Don't Worry Moyes, There Really Is No Success Like Failure

Embrace failure. The taste of it makes our palate for life far more mature. It is the essential ingredient for success. Although, just for good measure, I have my fingers crossed too, just like Moyes and Moores.

It's said that success breeds success but failure is a far more potent ingredient, which I suspect David Moyes will find out to his immense relief in a couple of years or so. Humiliation, disappointment and catastrophic loss - that's what makes people successful. That's why there's so much expectation in the new England cricket supremo, a man once written-off for his very public ruination.

Peter Moores is widely recognised as one of the finest English coaches of his generation and he's just been reappointed to turn our chastened national team into winners again. When he first took on the mantle he was sacked after a partly self-inflicted falling-out with his irascible captain, Kevin Pietersen. Moores was too 'in your face', too enthusiastic and controlling, unable to soothe egos and motivate those more talented than he was. He was, in short, out of his depth.

He failed, went to lick his wounds and obviously tweaked his approach and personality. His subsequent coaching successes are proof of that. Perhaps a leopard can change his spots after all.

That transformation is mirrored elsewhere in sport. Three football coaches vying for the top managerial prize are all former failures - Brendan Rogers, Tony Pulis and Steve Bruce. They may be tasting success now but they're drawing on deeply-held experiences of failure. Sometimes to know what's right you have to first figure out what's wrong.

The trouble is we live in a society in which second chances are rarely offered - yet when they are it is very often the best thing that has ever happened. William Hague, for instance, was widely regarded as a terrible failure as a Tory leader. Today, he's one of the most sensible in Cabinet, a genuine (and sadly rare) British statesman.
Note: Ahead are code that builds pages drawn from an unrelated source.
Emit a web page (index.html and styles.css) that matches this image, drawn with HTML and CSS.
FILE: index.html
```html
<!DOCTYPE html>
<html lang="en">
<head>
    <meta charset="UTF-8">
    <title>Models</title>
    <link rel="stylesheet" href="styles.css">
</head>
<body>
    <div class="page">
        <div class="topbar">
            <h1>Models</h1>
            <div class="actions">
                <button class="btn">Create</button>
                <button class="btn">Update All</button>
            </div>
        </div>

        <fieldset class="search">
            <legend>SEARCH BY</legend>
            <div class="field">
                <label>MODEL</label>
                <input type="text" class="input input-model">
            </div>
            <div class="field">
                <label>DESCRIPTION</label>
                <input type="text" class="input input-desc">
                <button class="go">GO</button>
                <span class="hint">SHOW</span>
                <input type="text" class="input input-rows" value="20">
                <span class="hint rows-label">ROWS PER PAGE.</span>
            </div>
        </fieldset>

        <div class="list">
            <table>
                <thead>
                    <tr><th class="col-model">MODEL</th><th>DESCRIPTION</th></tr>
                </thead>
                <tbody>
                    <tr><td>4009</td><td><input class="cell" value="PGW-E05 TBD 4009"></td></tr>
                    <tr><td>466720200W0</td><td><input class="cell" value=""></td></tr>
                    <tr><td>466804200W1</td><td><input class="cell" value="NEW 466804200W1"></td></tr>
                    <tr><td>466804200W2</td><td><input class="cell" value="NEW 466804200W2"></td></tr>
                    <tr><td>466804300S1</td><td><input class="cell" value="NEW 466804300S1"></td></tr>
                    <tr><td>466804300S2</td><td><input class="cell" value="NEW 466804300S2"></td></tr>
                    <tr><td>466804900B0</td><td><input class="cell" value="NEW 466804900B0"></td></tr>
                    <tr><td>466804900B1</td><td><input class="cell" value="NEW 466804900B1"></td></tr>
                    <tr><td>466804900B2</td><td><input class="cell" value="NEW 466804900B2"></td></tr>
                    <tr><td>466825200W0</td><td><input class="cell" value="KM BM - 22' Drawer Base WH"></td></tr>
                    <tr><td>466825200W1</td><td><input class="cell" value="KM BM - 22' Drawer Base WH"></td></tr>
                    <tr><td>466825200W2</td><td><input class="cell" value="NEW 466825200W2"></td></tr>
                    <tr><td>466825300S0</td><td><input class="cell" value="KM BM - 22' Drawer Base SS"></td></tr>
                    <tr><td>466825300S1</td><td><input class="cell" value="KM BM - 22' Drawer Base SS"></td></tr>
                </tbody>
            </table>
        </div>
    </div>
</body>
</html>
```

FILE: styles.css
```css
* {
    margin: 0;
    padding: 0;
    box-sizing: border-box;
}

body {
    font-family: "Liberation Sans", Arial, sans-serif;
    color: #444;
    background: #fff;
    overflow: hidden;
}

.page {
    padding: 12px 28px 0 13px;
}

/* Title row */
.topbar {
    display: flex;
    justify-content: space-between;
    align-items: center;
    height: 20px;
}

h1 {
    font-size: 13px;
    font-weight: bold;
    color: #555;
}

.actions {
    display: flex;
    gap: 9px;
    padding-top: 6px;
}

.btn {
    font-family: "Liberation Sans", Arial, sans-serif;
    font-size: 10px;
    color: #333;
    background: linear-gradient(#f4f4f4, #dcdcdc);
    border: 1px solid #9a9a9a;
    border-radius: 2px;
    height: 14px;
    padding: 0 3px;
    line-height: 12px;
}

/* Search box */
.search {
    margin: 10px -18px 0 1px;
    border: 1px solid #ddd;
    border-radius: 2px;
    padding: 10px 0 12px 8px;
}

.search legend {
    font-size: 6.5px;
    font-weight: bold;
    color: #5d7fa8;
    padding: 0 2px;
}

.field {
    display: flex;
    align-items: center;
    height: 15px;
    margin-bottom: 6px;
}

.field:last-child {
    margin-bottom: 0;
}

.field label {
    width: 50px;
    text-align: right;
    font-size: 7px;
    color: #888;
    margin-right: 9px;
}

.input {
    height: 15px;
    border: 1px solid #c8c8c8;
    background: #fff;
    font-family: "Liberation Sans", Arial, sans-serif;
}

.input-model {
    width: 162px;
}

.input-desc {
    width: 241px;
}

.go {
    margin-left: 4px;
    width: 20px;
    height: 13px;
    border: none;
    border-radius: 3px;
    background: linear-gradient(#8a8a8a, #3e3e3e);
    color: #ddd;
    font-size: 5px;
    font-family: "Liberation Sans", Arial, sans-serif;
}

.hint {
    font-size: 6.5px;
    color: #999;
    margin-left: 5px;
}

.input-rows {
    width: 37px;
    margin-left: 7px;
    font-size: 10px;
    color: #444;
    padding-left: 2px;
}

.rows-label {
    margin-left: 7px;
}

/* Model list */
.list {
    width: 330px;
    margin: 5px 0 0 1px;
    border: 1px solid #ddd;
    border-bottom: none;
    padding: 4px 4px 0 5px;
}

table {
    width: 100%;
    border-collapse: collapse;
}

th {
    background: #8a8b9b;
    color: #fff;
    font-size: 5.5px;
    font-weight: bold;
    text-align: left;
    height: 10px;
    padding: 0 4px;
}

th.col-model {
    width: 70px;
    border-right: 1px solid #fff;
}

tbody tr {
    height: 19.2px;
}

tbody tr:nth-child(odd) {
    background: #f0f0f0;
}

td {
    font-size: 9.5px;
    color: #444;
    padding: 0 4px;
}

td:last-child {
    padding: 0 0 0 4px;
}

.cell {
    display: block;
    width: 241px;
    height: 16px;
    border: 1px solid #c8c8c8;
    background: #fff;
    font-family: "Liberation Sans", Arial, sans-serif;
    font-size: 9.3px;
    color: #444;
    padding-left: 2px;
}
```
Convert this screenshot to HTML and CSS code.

Richard Branson is derided for his failures but there's no doubt that, without them, his successes wouldn't have been nearly so spectacular. I once worked for a senior media figure who, after a succession of senior roles, had never experienced failure. Yet it was only after they did that they truly began to flower - it was as if they understood who they were and what far grander goals they were now capable of achieving.

'There's no success like failure,' sang Bob Dylan in Love Minus Zero, a sentiment wisely echoed by Prince Andrew recently (and he should know!) when he launched a scheme to boost start-up businesses in Britain. He said: 'Failure is not something to be afraid of because so much of life is understanding about failure and the lessons to be learnt from failure. There must be a learning process to success and part of that must be being challenged so that the logical outcome will be failure, so that you can learn from that failure.'

Despite his rare fortune, the Prince knows well of what he speaks. Marriage, business ventures, public persona, tacky architectural design - the taste of failure must be a bitter one for someone so high-profile.

So why do the rest of us fear failure? Why do we only measure ourselves by (sometimes shallow) success rather than lessons learned? The Prince thinks the important word is failure, I think it's fear.

A former colleague recently told me it must be 'scary' trying to reinvent yourself by suddenly changing career. It's taken me a year to figure out that the stability which he so craves is what induces fear, not upheaval. Familiarity dulls the senses, unpredictability fires the synapses. Sitting still makes us scared to leap, taking the leap makes us question why we spent all that time sitting still.

So, no I told him, it isn't scary. It's energising. You need to put yourself in a position where failure is an option because that's what will instil strength, confidence and ability.

Embrace fear and it will inspire; avoid it and it will stymie.

More than that - embrace failure. The taste of it makes our palate for life far more mature. It is the essential ingredient for success. Although, just for good measure, I have my fingers crossed too, just like Moyes and Moores.